Instructions to follow — Find and copy lines holding "index".

◇ ◇ ◇ ◇

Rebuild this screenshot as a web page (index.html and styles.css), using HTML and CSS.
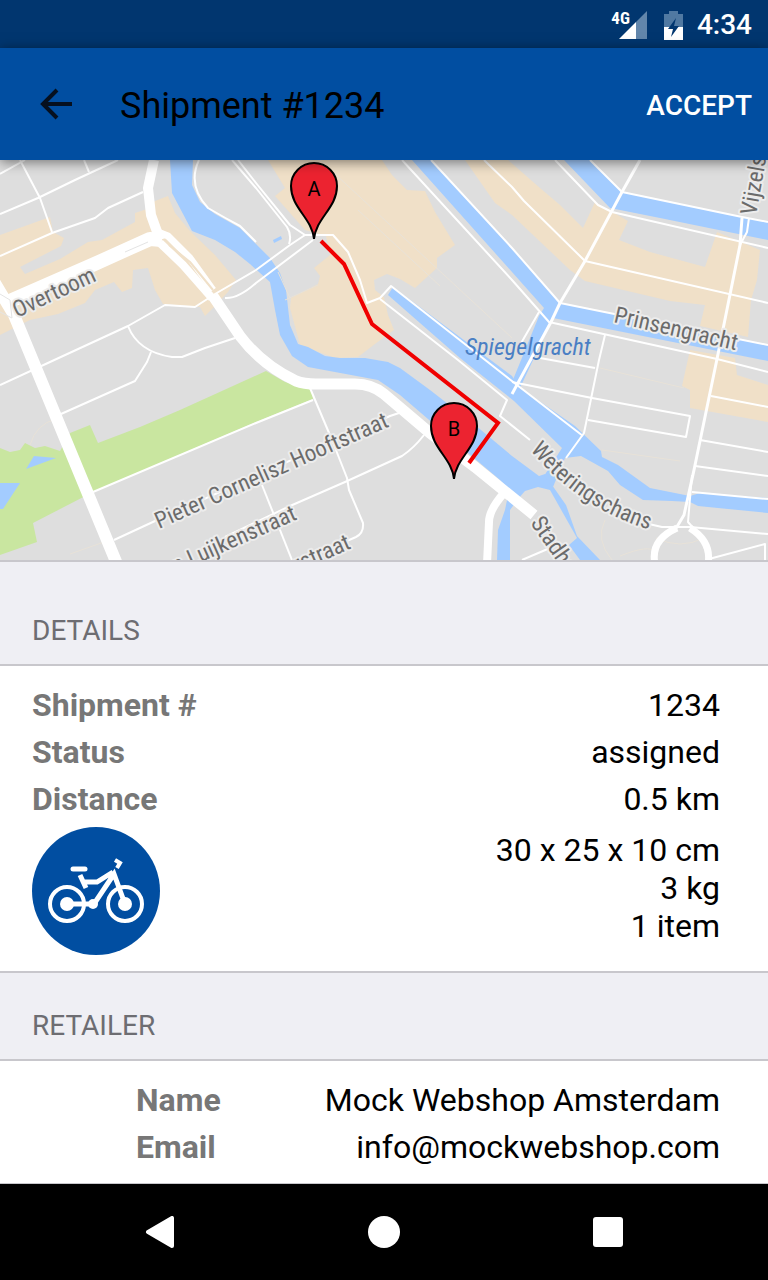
FILE: index.html
```html
<!DOCTYPE html>
<html lang="en">
<head>
    <meta charset="UTF-8">
    <meta name="viewport" content="width=device-width, initial-scale=1.0">
    <title>Shipment #1234</title>
    <link rel="stylesheet" href="styles.css">
</head>
<body>
    <div class="status-bar">
        <div class="signal">
            <span class="network">4G</span>
            <svg class="signal-icon" width="29" height="29" viewBox="0 0 29 29" aria-hidden="true">
                <path d="M17 11 L28 0 V28 H17 Z" fill="#6286ab"/>
                <path d="M0 28 L17 11 V28 Z" fill="#fff"/>
            </svg>
        </div>
        <svg class="battery-icon" width="19" height="29" viewBox="0 0 19 29" aria-hidden="true">
            <path d="M5 0 H14 V3 H19 V16 H0 V3 H5 Z" fill="#5079a2"/>
            <path d="M0 16 H19 V29 H0 Z" fill="#fff"/>
            <path d="M12 7 L4 18 H9 L7 26 L15 15 H10 Z" fill="#01366f"/>
        </svg>
        <span class="clock">4:34</span>
    </div>

    <header class="app-bar">
        <button class="back-btn" aria-label="Back">
            <svg width="32" height="32" viewBox="0 0 32 32" fill="none" stroke="#06101f" stroke-width="4">
                <path d="M32 16 H3 M17 2 L3 16 L17 30"/>
            </svg>
        </button>
        <h1>Shipment #1234</h1>
        <button class="accept-btn">ACCEPT</button>
    </header>

    <main>
        <div class="map">
            <svg viewBox="0 0 768 400" preserveAspectRatio="xMidYMid slice" role="img" aria-label="Route from A to B">
                <rect width="768" height="400" fill="#dedede"/>

                <!-- Shopping areas -->
                <g fill="#f0e0c8">
                    <path d="M0 75 L50 57 L53 72 L64 78 L61 86 L20 107 L25 114 L60 99 L88 82 L102 80 L135 62 L135 53 L147 49 L155 41 L168 36 L175 53 L190 71 L215 95 L236 120 L228 132 L213 148 L205 156 L200 147 L163 144 L155 130 L148 108 L133 110 L132 128 L122 132 L114 122 L95 130 L85 143 L58 154 L30 160 L0 175 Z"/>
                    <path d="M268 0 H382 L392 15 L407 30 L425 31 L435 52 L455 85 L437 98 L437 108 L415 128 L400 119 L387 114 L374 120 L375 130 L384 137 L388 155 L394 170 L375 184 L358 197 L335 198 L300 185 L290 148 L291 138 L318 124 L320 116 L314 108 L330 95 L326 76 L305 70 L275 36 L285 28 Z"/>
                    <path d="M465 0 H508 L540 28 L560 45 L583 68 L595 42 L628 61 L619 80 L650 92 L705 107 L717 72 L760 90 L757 120 L751 140 L748 177 L700 166 L705 145 L670 141 L585 121 L570 110 L512 55 L495 43 Z"/>
                    <path d="M690 190 L735 198 L737 215 L768 225 V262 L690 248 V230 L682 226 Z"/>
                </g>

                <!-- Park -->
                <path fill="#c9e6a0" d="M0 288 L10 292 L20 290 L25 283 L35 288 L45 286 L60 291 L70 273 L90 265 L98 283 L140 267 L180 250 L266 211 L285 222 L311 228 L313 239 L256 262 L95 331 L33 363 L37 382 L0 395 Z"/>

                <!-- Water -->
                <g fill="#a3ccff">
                    <path d="M34 296 L56 298 L26 309 Z"/>
                    <path d="M0 323 H20 L3 349 H0 Z"/>
                    <path d="M273 80 L281 76 L282 79 L274 83 Z"/>
                    <path d="M170 0 H193 L192 25 L200 42 L215 54 L240 68 L256 84 L270 98 L280 113 L286 130 L290 165 L298 184 L308 187 L325 196 L340 198 H365 L388 202 L400 208 L430 230 L475 265 L512 296 L539 316 L545 314 L552 325 L566 345 L577 376 L600 400 H580 L569 385 L577 378 L550 330 L538 327 L525 331 L518 339 L510 350 L510 400 H497 L498 370 L505 350 L509 330 L500 320 L435 265 L400 235 L378 220 L308 207 L292 196 L280 175 L275 150 L270 122 L250 104 L235 92 L215 80 L192 71 L172 33 Z"/>
                    <path d="M393 127 L512 216 L519 227 L575 266 L601 291 L602 297 L618 305 L650 328 L690 336 L700 333 L768 338 V353 L698 346 L690 342 L672 341 L643 340 L620 325 L608 311 L581 296 L565 298 L553 327 L544 316 L562 288 L514 241 L460 198 L388 135 Z"/>
                    <path d="M412 0 H431 L512 88 L560 143 L768 185 V201 L553 158 L518 232 L508 232 L539 156 L544 148 L512 112 Z"/>
                    <path d="M564 0 H590 L622 32 L768 62 V80 L660 58 L610 48 Z"/>
                </g>

                <!-- Faint paths -->
                <g class="road" stroke="#e8e2d8" stroke-width="1">
                    <path d="M320 0 L512 178"/>
                    <path d="M358 50 L440 126"/>
                    <path d="M278 112 L290 138 M285 140 L318 125"/>
                    <path d="M30 285 Q36 264 56 259"/>
                    <path d="M70 394 L104 382"/>
                    <path d="M605 360 Q595 380 612 400 M620 396 Q650 384 655 392"/>
                    <path d="M600 208 L684 228 M602 290 L680 301"/>
                    <path d="M656 378 Q680 390 704 378"/>
                </g>

                <!-- Side streets -->
                <g class="road" stroke="#fff" stroke-width="2">
                    <path d="M0 14 L25 0"/>
                    <path d="M20 0 L40 38 L52 72"/>
                    <path d="M0 54 L38 38 L75 20 L118 0"/>
                    <path d="M84 0 L89 12"/>
                    <path d="M0 96 L52 73 L95 58 L108 48 L143 32"/>
                    <path d="M0 225 L50 202 L128 166 L165 145 L195 147 L215 134 L256 110 L290 85 L305 75"/>
                    <path d="M128 166 Q138 192 172 197 L182 197 L205 188 L235 178"/>
                    <path d="M151 192 L147 202 L135 221 L61 254"/>
                    <path d="M93 332 L256 263 L313 240"/>
                    <path d="M114 380 L155 361 L390 256 L402 252"/>
                    <path d="M310 228 L332 280 L347 318 L349 330 L363 363 Q364 373 356 377 L340 384"/>
                    <path d="M225 377 L290 346 L345 322 L402 296 Q414 288 424 275"/>
                    <path d="M262 325 L292 400"/>
                    <path d="M199 0 Q187 25 208 48 Q225 58 240 66 L256 82"/>
                    <path d="M232 0 L256 28 L287 67 Q292 75 289 84"/>
                    <path d="M238 0 L256 23 L290 65 L305 75 H333 L348 92 L360 120 L367 143 L380 138 L391 126 L517 225 L583 276"/>
                    <path d="M225 138 Q238 139 256 123 L313 80"/>
                    <path d="M380 139 L458 200 L507 240 L500 256 L530 280"/>
                    <path d="M402 0 L512 120 L549 162 L717 199 L768 212"/>
                    <path d="M431 0 L512 88 L560 143 L768 185"/>
                    <path d="M484 0 L512 27 L524 41 L585 101 L768 143"/>
                    <path d="M555 0 L598 45 L612 52 L768 88"/>
                    <path d="M590 0 L622 32 L742 57 L768 62"/>
                    <path d="M539 152 L520 185"/>
                    <path d="M605 175 L599 200 L584 273 L566 298"/>
                    <path d="M749 58 L747 72 L740 85"/>
                    <path d="M692 315 L688 362 L695 370"/>
                    <path d="M512 222 L592 238 L690 256 L686 277 L588 260"/>
                    <path d="M540 198 L595 208"/>
                    <path d="M711 236 L768 247"/>
                    <path d="M700 280 L768 292"/>
                    <path d="M695 306 L768 316"/>
                    <path d="M692 332 L768 339"/>
                    <path d="M640 362 L662 367 L690 367 L768 374"/>
                    <path d="M709 399 L765 384 V400"/>
                    <path d="M522 400 L550 388"/>
                </g>
                <g class="road" stroke="#fff" stroke-width="3">
                    <path d="M640 0 L622 32 L585 101 L560 143 L551 162 L512 234"/>
                    <path d="M742 58 L740 85 L717 199 L694 310 L684 355 L675 370"/>
                </g>

                <!-- Main roads -->
                <g class="road" stroke="#fff">
                    <path stroke-width="10" d="M154 0 L148 28 L151 55 L160 80"/>
                    <path stroke-width="14" d="M10 141 L90 106 L150 79 L162 80"/>
                    <path stroke-width="12" d="M-8 118 L14 155 L117 404"/>
                    <path stroke-width="7" d="M158 72 L168 76 L190 98 L213 130"/>
                    <path stroke-width="8" d="M160 83 L183 105 L212 138"/>
                    <path stroke-width="11" d="M213 136 L240 176 Q262 205 296 221 Q304 224 316 224 H355 Q372 224 384 234 L430 273 L475 307 L534 355"/>
                    <path stroke-width="8" d="M504 333 Q489 350 489 362 L487 404"/>
                    <path stroke-width="7" d="M677 368 Q650 380 655 404 M690 368 Q712 382 708 404"/>
                </g>
                <path class="road" stroke="#e4e4e4" stroke-width="1" d="M0 134 L10 140 L12 158 L0 152 M125 92 L148 82"/>
                <path class="road" stroke="#f0e0c8" stroke-width="2" d="M169 85 L190 102 L213 130"/>

                <g class="street">
                    <text transform="translate(17 158) rotate(-25)">Overtoom</text>
                    <text transform="translate(159 369) rotate(-24)">Pieter Cornelisz Hooftstraat</text>
                    <text transform="translate(298 359) rotate(-24)" text-anchor="end">n Luijkenstraat</text>
                    <text transform="translate(352 388) rotate(-24)" text-anchor="end">rstraat</text>
                    <text transform="translate(613 162) rotate(13)">Prinsengracht</text>
                    <text transform="translate(756 56) rotate(-80)">Vijzels</text>
                    <text transform="translate(530 363) rotate(55)">Stadho</text>
                    <path id="schans" fill="none" stroke="none" d="M530 290 Q584 354 662 373"/>
                    <text><textPath href="#schans">Weteringschans</textPath></text>
                    <text class="canal" x="465" y="195">Spiegelgracht</text>
                </g>

                <path fill="none" stroke="#f00000" stroke-width="4" d="M321 81 L344 104 L372 164 L498 263 L469 303"/>

                <g class="marker">
                    <path d="M314 79 C312 58 291 48 291 26 A23 23 0 0 1 337 26 C337 48 316 58 314 79 Z"/>
                    <text x="314" y="36">A</text>
                    <path d="M454 319 C452 298 431 288 431 266 A23 23 0 0 1 477 266 C477 288 456 298 454 319 Z"/>
                    <text x="454" y="276">B</text>
                </g>
            </svg>
        </div>

        <section class="details">
            <h2>DETAILS</h2>
            <div class="card">
                <dl>
                    <div class="row"><dt>Shipment #</dt><dd>1234</dd></div>
                    <div class="row"><dt>Status</dt><dd>assigned</dd></div>
                    <div class="row"><dt>Distance</dt><dd>0.5 km</dd></div>
                </dl>
                <div class="package">
                    <svg class="bike" viewBox="0 0 128 128" role="img" aria-label="Bike">
                        <circle cx="64" cy="64" r="64" fill="#014ea1"/>
                        <g fill="none" stroke="#fff" stroke-width="4">
                            <circle cx="35" cy="77" r="17"/>
                            <circle cx="93" cy="77" r="17"/>
                            <path d="M35 77 H62 L82 47 L93 77 M52 55 H65 L81 45 M48 48 L54 61" stroke-width="5"/>
                            <path d="M41 42 H53" stroke-width="5" stroke-linecap="round"/>
                            <path d="M83 33 L88 36 L85 41"/>
                        </g>
                        <g fill="#fff">
                            <circle cx="35" cy="77" r="7"/>
                            <circle cx="93" cy="77" r="7"/>
                            <circle cx="61" cy="77" r="5"/>
                        </g>
                    </svg>
                    <ul>
                        <li>30 x 25 x 10 cm</li>
                        <li>3 kg</li>
                        <li>1 item</li>
                    </ul>
                </div>
            </div>
        </section>

        <section class="retailer">
            <h2>RETAILER</h2>
            <div class="card">
                <dl>
                    <div class="row"><dt>Name</dt><dd>Mock Webshop Amsterdam</dd></div>
                    <div class="row"><dt>Email</dt><dd>info@mockwebshop.com</dd></div>
                </dl>
            </div>
        </section>
    </main>

    <nav class="nav-bar">
        <button aria-label="Back">
            <svg width="32" height="32" viewBox="0 0 32 32"><path d="M4 16 L28 2 V30 Z" fill="#fff" stroke="#fff" stroke-width="4" stroke-linejoin="round"/></svg>
        </button>
        <button aria-label="Home">
            <svg width="32" height="32" viewBox="0 0 32 32"><circle cx="16" cy="16" r="16" fill="#fff"/></svg>
        </button>
        <button aria-label="Recent apps">
            <svg width="32" height="32" viewBox="0 0 32 32"><rect x="1" y="1" width="30" height="30" rx="3" fill="#fff"/></svg>
        </button>
    </nav>
</body>
</html>
```
FILE: styles.css
```css
* {
    box-sizing: border-box;
}
body {
    font-family: Roboto, "Liberation Sans", sans-serif;
    margin: 0;
    height: 100vh;
    display: flex;
    flex-direction: column;
    background-color: #efeff4;
    color: #000;
}
button {
    font-family: inherit;
    border: none;
    padding: 0;
    background: none;
    color: white;
    cursor: pointer;
}
svg {
    display: block;
}
h1, h2, dl, dd, ul {
    margin: 0;
    padding: 0;
}

/* Top bars */
.status-bar {
    flex: none;
    height: 48px;
    display: flex;
    justify-content: flex-end;
    align-items: center;
    gap: 14px;
    padding: 2px 16px 0;
    background-color: #01366f;
    color: white;
}
.signal {
    position: relative;
    margin-right: 2px;
}
.network {
    position: absolute;
    top: 0;
    right: 18px;
    font-family: "Roboto Condensed", Roboto, sans-serif;
    font-size: 17px;
    line-height: 14px;
    font-weight: 700;
}
.clock {
    font-size: 28px;
    font-weight: 500;
    line-height: 32px;
}
.app-bar {
    flex: none;
    height: 112px;
    display: flex;
    align-items: center;
    padding: 0 16px 0 40px;
    background-color: #014ea1;
    box-shadow: 0 2px 12px rgba(0, 0, 0, 0.5);
    z-index: 1;
}
.app-bar h1 {
    flex: 1;
    margin-left: 48px;
    padding-top: 4px;
    font-size: 36px;
    font-weight: 400;
}
.accept-btn {
    padding-top: 2px;
    font-size: 28px;
    font-weight: 500;
}

main {
    flex: 1;
    min-height: 0;
    overflow: hidden;
}

/* Map */
.map {
    border-bottom: 2px solid #c8c7cc;
}
.map svg {
    width: 100%;
    height: 400px;
}
.road {
    fill: none;
    stroke-linejoin: round;
}
.street {
    font-family: "Roboto Condensed", Roboto, sans-serif;
    font-size: 23px;
    fill: #6b6b6b;
    stroke: #ececec;
    stroke-width: 4px;
    stroke-linejoin: round;
    paint-order: stroke;
}
.canal {
    font-size: 24px;
    font-style: italic;
    fill: #4a7fc4;
    stroke: none;
}
.marker path {
    fill: #ec2330;
    stroke: #000;
    stroke-width: 2px;
}
.marker text {
    font-size: 20px;
    text-anchor: middle;
}

/* Sections */
.details {
    padding-top: 16px;
}
h2 {
    padding: 35px 32px 15px;
    font-size: 28px;
    font-weight: 400;
    line-height: 36px;
    color: #6d6d72;
}
.card {
    padding: 16px 48px 16px 32px;
    background-color: white;
    border-top: 2px solid #c8c7cc;
    border-bottom: 2px solid #c8c7cc;
    font-size: 32px;
}
.retailer .card {
    padding-left: 136px;
    padding-bottom: 12px;
}
.row {
    display: flex;
    justify-content: space-between;
    line-height: 47px;
}
dt {
    font-weight: 700;
    color: #777;
}
.package {
    display: flex;
    justify-content: space-between;
    margin-top: 4px;
}
.bike {
    width: 128px;
    height: 128px;
}
.package ul {
    padding-top: 4px;
    list-style: none;
    text-align: right;
    line-height: 38px;
}

/* Android buttons */
.nav-bar {
    flex: none;
    height: 96px;
    display: flex;
    justify-content: center;
    background-color: black;
}
.nav-bar button {
    flex: 0 1 224px;
    display: flex;
    justify-content: center;
    align-items: center;
}
```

◇ ◇ ◇ ◇

Solution to this problem —
Rebuild this screenshot as a web page (index.html and styles.css), using HTML and CSS.
FILE: index.html
    z-index: 1;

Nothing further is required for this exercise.